Posted November. 20, 2017 07:26,   

Updated November. 20, 2017 08:15


Japan appears to be rushing towards fortifying its military alliance with the United States in the face of North Korea’s nuclear and missile threats. Moreover, the United States is seemingly in agreement on its ally’s becoming of a military power since it hopes that Japan plays an expanded role in security to counter rising China. Japan’s influential politicians are also making increasingly assertive comments in favor of self-armament.

The Asahi Shimbun reported Sunday that in August, the nuclear-capable B-52 bombers of the United States had traversed the Japanese islands and conducted a joint training with Japan Air Self-Defense Force fighters in the air space over the East Sea. This is the first time that U.S. B-52 bombers and Japan Air Self-Defense Force fighter jets were confirmed to have performed a combined exercise in the sea near North Korea. Yet, in line with the “Three Non-Nuclear Principles” Japan adopted that rules out the production, possession, or introduction of nuclear weapons, it was reportedly confirmed in advance that the B-52 bombers would fly without nuclear weapons loaded.

“The deployment of B-52 aircraft that can be armed with nuclear weapons has a significant political, military meaning for the North,” said an official at the Japanese government. “The government also considered an option to announce the joint drill to show the strong solidarity between Japan and the United States, but did not make it public as Washington did not want to.” The newspaper added that North Korea seemed to have not recognized the combined exercise of B-52 bombers and Japan’s fighter jets.

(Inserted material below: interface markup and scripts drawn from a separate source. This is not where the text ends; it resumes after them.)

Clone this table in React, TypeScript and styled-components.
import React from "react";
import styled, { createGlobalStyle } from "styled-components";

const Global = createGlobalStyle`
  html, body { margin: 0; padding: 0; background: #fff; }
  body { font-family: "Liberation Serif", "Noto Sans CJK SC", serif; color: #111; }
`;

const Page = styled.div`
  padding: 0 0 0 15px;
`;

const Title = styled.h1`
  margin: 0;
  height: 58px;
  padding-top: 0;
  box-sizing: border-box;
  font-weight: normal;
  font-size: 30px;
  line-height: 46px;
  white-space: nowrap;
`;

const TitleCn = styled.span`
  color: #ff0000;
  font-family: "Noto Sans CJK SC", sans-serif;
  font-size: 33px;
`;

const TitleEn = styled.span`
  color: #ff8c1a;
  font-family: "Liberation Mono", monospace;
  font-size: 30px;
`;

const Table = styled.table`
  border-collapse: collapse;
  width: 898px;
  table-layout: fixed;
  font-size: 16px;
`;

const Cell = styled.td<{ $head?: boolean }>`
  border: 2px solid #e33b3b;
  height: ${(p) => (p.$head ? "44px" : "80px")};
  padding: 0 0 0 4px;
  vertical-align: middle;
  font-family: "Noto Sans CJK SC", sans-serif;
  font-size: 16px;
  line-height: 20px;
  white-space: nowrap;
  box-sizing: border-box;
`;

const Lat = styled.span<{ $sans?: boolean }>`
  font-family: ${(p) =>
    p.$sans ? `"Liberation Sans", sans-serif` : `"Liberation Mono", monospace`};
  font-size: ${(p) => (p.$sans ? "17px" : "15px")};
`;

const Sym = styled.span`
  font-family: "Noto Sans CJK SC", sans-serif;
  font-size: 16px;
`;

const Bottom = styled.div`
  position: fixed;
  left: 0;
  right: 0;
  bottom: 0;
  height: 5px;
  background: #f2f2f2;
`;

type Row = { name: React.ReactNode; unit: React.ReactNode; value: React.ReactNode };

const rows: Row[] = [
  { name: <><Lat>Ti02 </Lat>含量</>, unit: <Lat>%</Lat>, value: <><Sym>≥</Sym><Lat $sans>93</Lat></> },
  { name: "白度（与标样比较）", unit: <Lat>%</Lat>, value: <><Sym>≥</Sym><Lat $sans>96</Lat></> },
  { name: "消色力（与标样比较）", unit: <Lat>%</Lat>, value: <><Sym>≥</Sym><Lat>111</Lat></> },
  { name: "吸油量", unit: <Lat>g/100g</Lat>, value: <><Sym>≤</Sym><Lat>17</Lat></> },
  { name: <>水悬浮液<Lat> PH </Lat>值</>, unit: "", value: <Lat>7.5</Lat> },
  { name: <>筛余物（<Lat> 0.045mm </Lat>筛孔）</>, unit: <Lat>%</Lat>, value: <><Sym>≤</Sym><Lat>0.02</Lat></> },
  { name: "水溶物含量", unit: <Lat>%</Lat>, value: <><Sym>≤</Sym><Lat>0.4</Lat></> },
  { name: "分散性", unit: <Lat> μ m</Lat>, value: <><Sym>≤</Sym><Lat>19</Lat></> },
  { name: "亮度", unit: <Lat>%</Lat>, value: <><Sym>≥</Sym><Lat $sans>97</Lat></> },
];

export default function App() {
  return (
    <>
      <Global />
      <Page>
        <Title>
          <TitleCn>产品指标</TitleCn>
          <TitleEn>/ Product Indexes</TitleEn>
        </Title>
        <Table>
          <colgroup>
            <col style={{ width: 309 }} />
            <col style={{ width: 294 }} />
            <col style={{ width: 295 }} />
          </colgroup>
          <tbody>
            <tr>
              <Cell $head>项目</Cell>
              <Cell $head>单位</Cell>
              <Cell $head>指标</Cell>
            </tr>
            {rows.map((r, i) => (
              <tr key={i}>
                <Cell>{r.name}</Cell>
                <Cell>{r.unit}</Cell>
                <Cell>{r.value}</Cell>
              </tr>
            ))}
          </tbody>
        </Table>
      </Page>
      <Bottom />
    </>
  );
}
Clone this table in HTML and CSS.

Meanwhile, Japan’s Defense Minister Itsunori Onodera will visit Washington and have a bilateral meeting with his U.S. counterpart James Mattis at the White House next January, according to the Sankei Shimbun on Sunday. On his way to the United States, Onodera will also stop by Hawaii to take a view of “Aegis Ashore,” a land-based version of the Aegis Combat System that Japan plans to introduce in 2023.